Can you pull out each line of the data below that includes the word "What"?

» **INFORMATION PROVIDED**
┌────────

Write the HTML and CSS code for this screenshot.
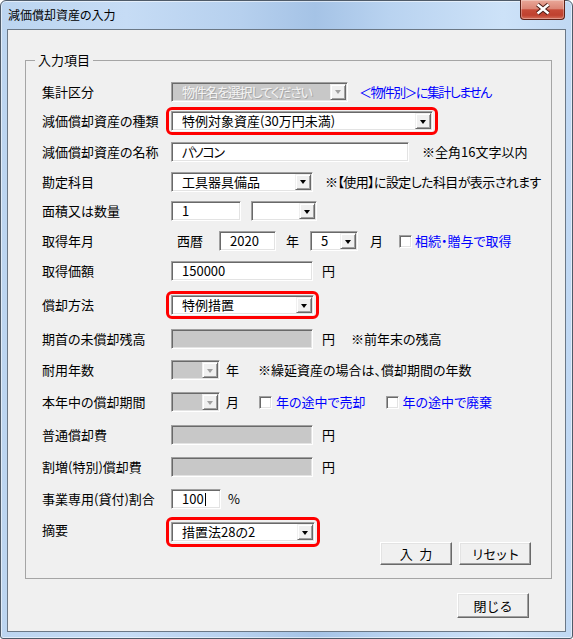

└────────
┌────────

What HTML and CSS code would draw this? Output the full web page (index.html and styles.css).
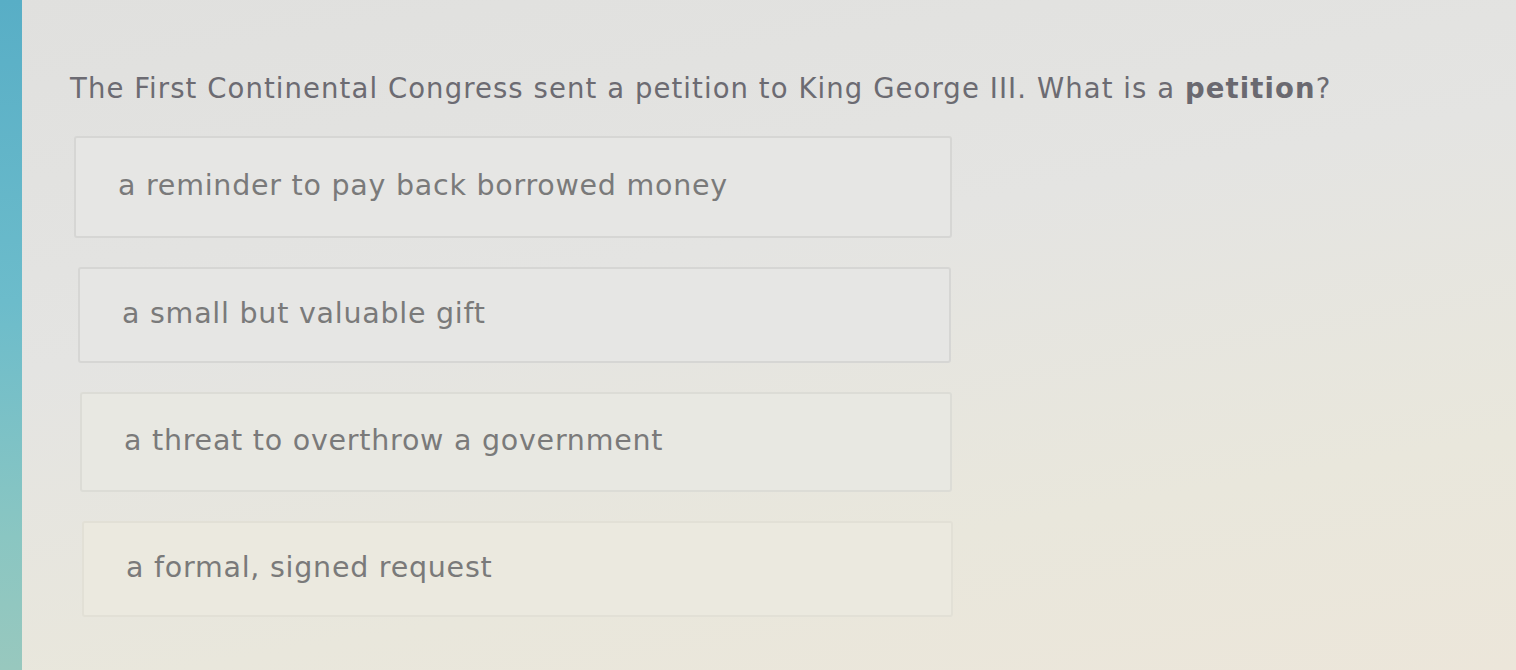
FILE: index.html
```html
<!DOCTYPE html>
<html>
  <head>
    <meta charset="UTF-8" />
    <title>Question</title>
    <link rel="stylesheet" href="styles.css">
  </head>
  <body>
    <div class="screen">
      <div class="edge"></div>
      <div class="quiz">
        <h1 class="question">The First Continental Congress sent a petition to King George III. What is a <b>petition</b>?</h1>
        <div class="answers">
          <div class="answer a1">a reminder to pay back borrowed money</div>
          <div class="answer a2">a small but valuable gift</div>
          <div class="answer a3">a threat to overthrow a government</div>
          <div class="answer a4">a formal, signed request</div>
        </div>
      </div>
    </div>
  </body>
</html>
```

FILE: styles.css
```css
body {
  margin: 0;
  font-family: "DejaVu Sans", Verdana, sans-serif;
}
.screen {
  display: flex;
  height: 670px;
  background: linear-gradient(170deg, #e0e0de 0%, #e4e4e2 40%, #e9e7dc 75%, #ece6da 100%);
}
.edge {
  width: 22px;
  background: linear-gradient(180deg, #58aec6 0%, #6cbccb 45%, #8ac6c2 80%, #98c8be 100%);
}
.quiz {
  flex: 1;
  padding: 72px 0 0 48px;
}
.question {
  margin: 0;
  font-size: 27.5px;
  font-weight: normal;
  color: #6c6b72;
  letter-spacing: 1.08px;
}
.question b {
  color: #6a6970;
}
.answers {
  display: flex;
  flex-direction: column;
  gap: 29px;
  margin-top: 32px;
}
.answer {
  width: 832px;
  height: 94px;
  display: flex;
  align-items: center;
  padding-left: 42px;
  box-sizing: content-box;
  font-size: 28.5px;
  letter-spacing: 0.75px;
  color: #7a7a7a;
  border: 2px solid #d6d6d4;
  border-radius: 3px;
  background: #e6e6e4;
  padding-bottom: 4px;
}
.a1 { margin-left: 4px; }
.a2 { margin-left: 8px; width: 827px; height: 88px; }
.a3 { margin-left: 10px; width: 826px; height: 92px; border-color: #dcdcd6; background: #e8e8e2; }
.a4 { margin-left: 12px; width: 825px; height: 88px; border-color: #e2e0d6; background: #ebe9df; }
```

└────────
┌────────

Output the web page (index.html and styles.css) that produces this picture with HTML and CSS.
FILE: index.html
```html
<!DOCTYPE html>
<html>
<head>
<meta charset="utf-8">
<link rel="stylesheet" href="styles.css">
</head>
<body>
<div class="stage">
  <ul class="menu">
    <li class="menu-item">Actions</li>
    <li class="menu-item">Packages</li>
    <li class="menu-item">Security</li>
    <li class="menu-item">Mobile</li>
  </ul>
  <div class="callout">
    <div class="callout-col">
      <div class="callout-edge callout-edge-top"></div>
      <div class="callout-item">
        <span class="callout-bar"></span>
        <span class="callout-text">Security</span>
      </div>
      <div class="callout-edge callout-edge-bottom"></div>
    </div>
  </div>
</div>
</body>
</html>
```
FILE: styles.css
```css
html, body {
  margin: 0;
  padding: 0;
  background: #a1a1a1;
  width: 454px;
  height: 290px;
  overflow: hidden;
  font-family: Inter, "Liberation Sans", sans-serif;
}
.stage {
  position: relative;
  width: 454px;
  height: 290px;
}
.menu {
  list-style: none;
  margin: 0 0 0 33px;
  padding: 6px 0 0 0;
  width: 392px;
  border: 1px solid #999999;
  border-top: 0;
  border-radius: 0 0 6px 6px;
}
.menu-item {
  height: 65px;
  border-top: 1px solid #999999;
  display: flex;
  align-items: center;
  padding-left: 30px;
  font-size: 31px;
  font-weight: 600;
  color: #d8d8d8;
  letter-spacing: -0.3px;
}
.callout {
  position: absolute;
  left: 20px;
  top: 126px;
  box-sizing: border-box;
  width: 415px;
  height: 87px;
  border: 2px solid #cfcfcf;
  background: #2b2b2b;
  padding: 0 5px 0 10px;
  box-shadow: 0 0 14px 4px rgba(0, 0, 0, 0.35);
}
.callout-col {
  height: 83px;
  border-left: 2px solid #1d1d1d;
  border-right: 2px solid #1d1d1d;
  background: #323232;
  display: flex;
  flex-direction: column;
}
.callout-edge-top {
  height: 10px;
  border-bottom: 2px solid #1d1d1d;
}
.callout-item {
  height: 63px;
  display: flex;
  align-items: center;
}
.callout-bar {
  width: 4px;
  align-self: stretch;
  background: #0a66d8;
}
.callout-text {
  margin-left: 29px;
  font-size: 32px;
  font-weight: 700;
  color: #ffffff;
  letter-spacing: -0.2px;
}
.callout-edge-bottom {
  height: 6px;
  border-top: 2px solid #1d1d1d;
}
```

└────────

» **WRITTEN REPLY**
What HTML and CSS code would draw this? Output the full web page (index.html and styles.css).
        <h1 class="question">The First Continental Congress sent a petition to King George III. What is a <b>petition</b>?</h1>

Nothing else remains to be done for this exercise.